Erinn has spent the year, being "with" me.
With me, into the long hours of the night when I needed prayer.
With me, loving people that so desperately needed love.
She points me to Jesus in every sense of the phrase.
I don't know if anyone is aware of this fact or not, but school is hard.
So hard.
You're up all hours of the night studying for exams and completing homework assignments that make you question the validity of schooling, not to mention your life existence.
People tend to be rude.
Teachers tend to be tough on you.
And the desire to drown your sorrows in tequila heightens on a daily basis.
But, when you are "with" someone.
Those doubts, lies, and that spirit of defeat seem to wisp away.
It's as if you're not fighting to stay alive by yourself.
It's as if the burdens of this world are shared.
It's as if this is how it's supposed to be!!
There were 10 people in our tiny little dorm room last night.
We were sharing silly stories.
Laughing way too loud.
And my insides got warm.
All these people in my room.
I only knew 7 of them.
But life is about connections right?
It's about the people you meet.
The people who stand with you.
Sometimes life is about the people who stand against you.
But then the people who stand with you remind you who you are.
They remind you of your purpose.
Often times when we feel that no one is with us, it's because we have let the lies of this earth creep in and blur our vision of truth.
The truth is,
I have incredible friends.
I just finished my 1st year of college.
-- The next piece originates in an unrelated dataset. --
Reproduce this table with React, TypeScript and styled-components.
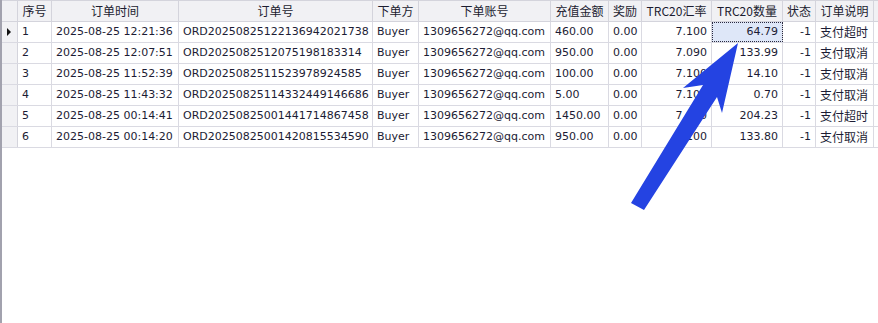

With nothing lower than a 'B' I might add.
The truth is,
I have grown this year, in ways I can't even imagine.
My voice has improved. I can literally feel it in my throat.
My acting has improved.
My communication skills have improved.
I kick ass at Math. (I have no idea where that came from)
I looked into the face of the old me who would have given up by now and said "Not today." (On several occasions, okay it might have been a daily occurrence)
And all because Jesus gave me people who are with me.
'Cause that's how it's supposed to be.